Mais si Tisséo avait jusque-là réussi à tranquilliser une partie des habitants de Bonnefoy, cette fois, c’est la goutte de trop. Dix logements ont été évacués et en plein cagnard, les habitants attendent encore de savoir quel sera l’avenir de leur logis.

« Je ne sais même pas si j’ai encore une maison »
« C’est anxiogène ! Ce qu’il s’est passé chez cette dame, c’est très grave et nous, on ne sait pas si c’est grave ou pas », lâche Anne, du numéro 4. « C’est vrai que ça fait peur », renchérit sa voisine, Catherine. La plupart sont fatalistes. « Ça fait une vingtaine d’années qu’on habite dans cette maison. Elle était presque payée », s’attriste déjà Rodolphe.
Tous nos soucis arrivés jusque-là passent au second plan. Maintenant, je ne sais même pas si j’ai encore une maison. Et ma voisine, sa préoccupation était de retrouver son sac et ses papiers, tandis que sa maison, elle, sera détruite. Enfin, très probablement.

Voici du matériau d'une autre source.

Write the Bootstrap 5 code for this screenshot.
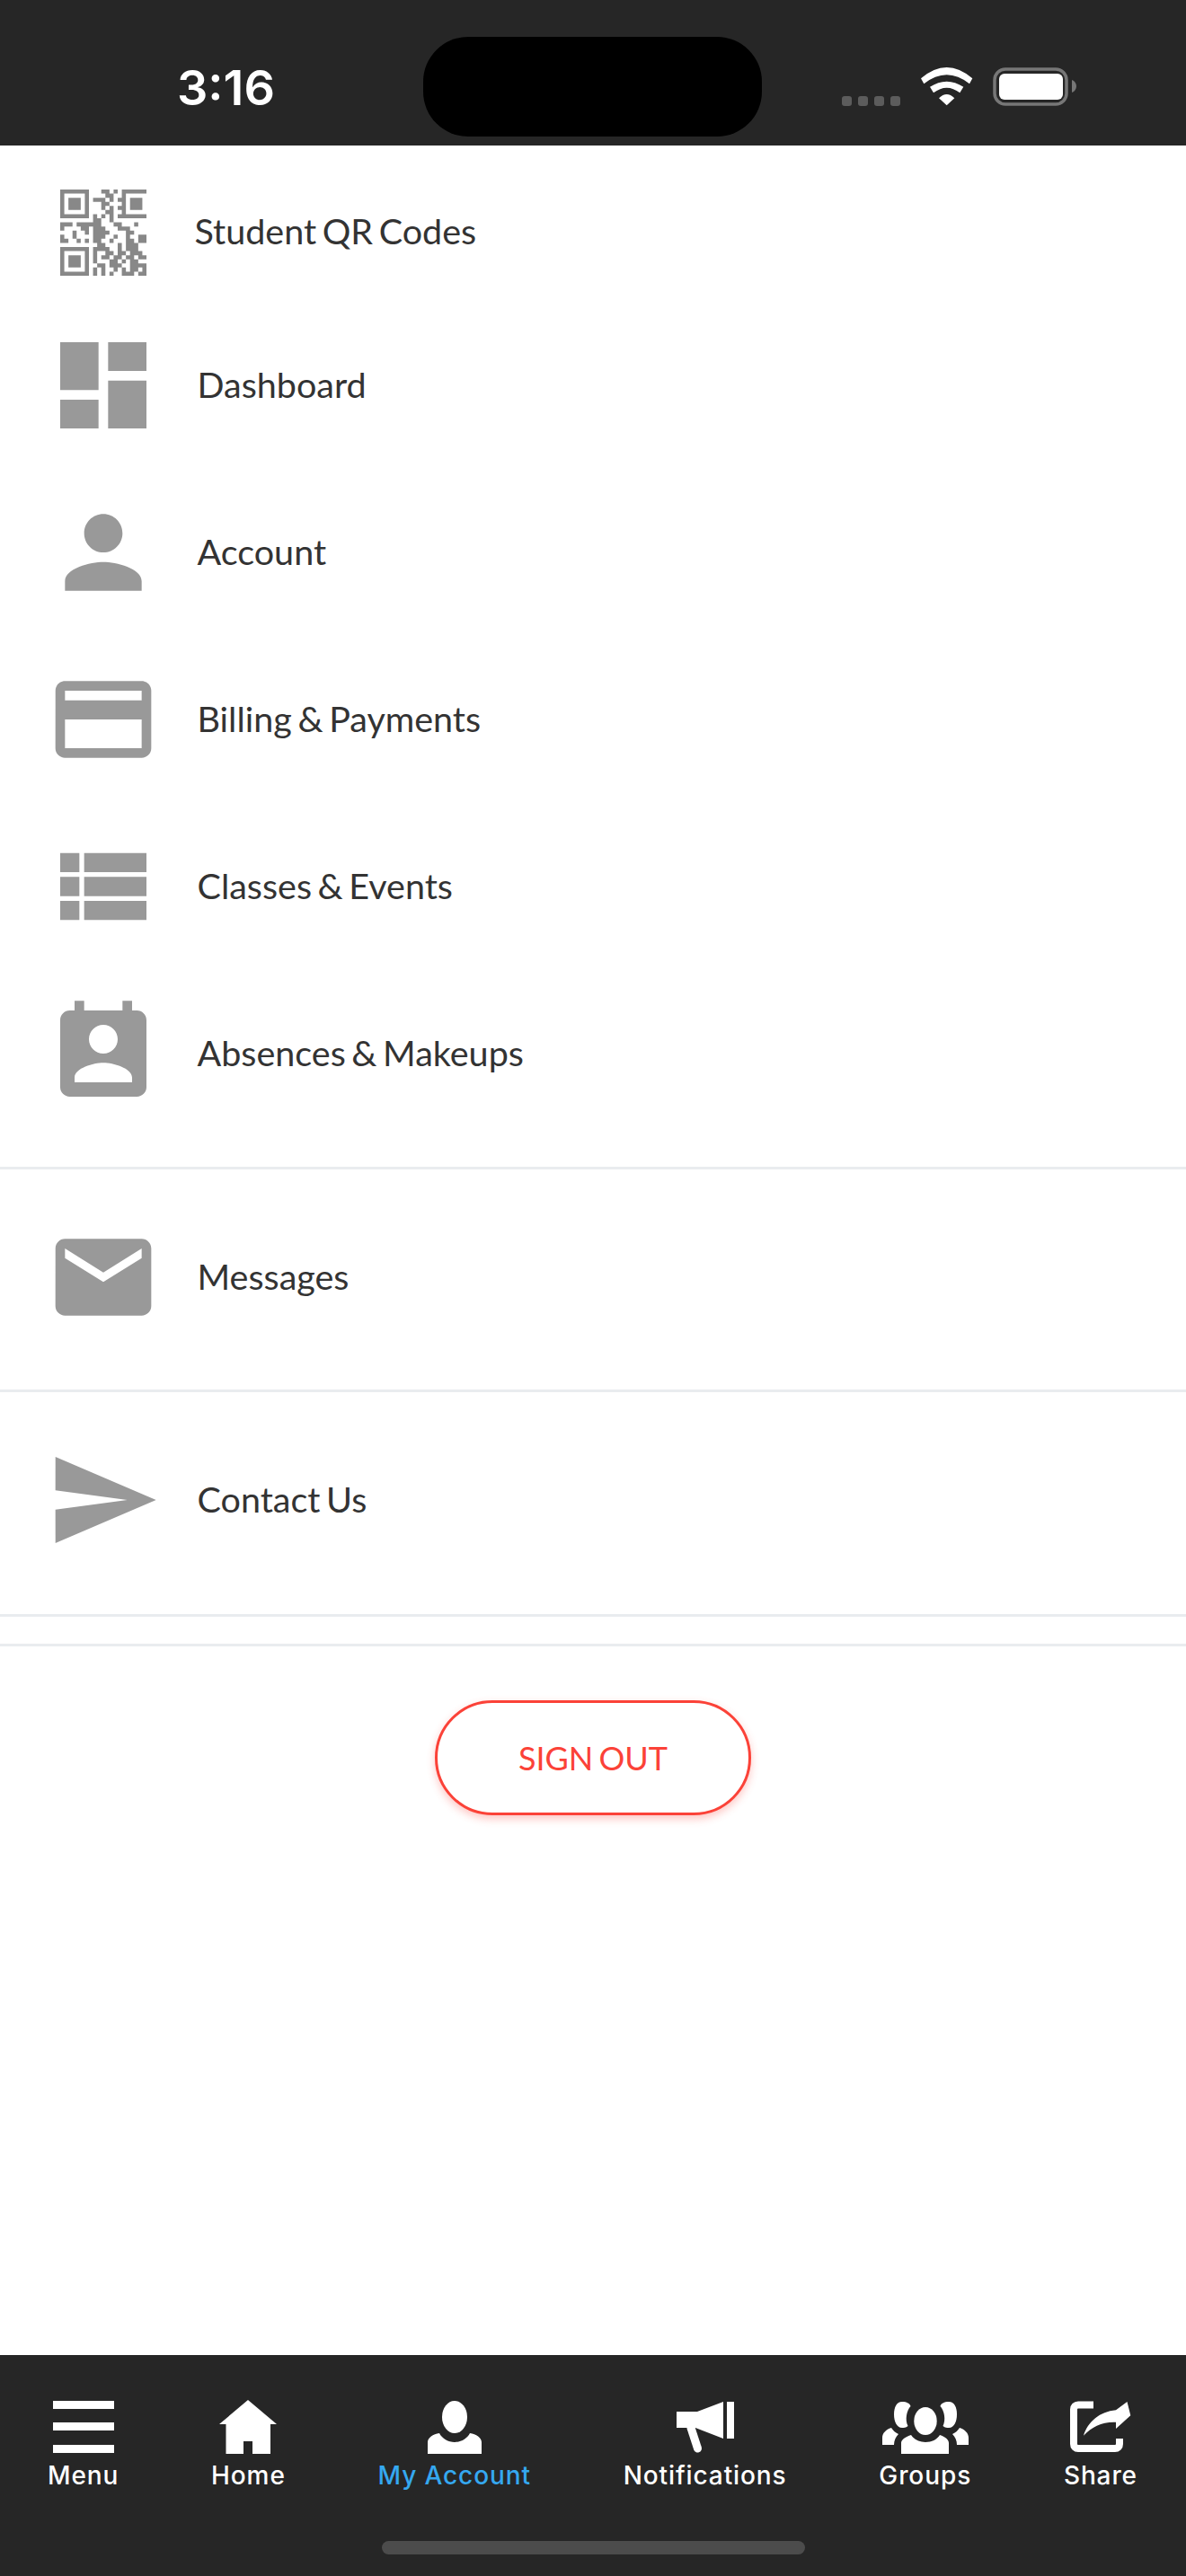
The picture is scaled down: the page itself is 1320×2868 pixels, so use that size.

Deux mois de problèmes depuis le passage du tunnelier
Deux mois après avoir tiré la sonnette d’alarme à Tisséo « qui a reconnu que les faits étaient liés au passage du tunnelier », Rodolphe avoue être « remonté contre Tisséo ou tous ces gens dont on ne sait pas vraiment qui c’était qui venaient faire des expertises ». Il s’apprêtait à hausser le ton via une lettre réclamant un interlocuteur unique et un calendrier clair. Lui comme ses voisins voulaient aussi savoir de quelle façon leur logement serait pris en charge « vu que nos assurances nous ont expliqué qu’ils ne couvraient pas ce genre de dommage et que c’était Tisséo Ingénierie qui prendrait cela en charge ».
Pour les réparations, notamment de la porte-fenêtre de la cuisine de chez Anne, Tisséo a fait appel à des entreprises prestataires. Les prestations sont intégralement remboursées par l’assurance de Tisséo, a confirmé l’avocat de l’une des habitantes touchées par le sinistre. Mais seulement, en principe, si les dégâts sont directement liés aux travaux du chantier de la ligne C du métro entrepris par Tisséo. Ce qui corse un peu l’affaire…
Leurs logements barricadés
Un peu plus de deux mois après le passage du tunnelier, ce vendredi 20 juin, c’est surtout le sentiment d’avoir alerté dans le vent qui prend le dessus. Démunis, ils attendent dans un coin d’ombre face à leur rue de toujours dorénavant balisée. Impossible d’accéder. Trop dangereux pour l’instant.
En fin d’après-midi, les habitants des logements à proximité immédiate et en face de la maison du 6 rue Louis Masse ne peuvent pas retourner à leur domicile.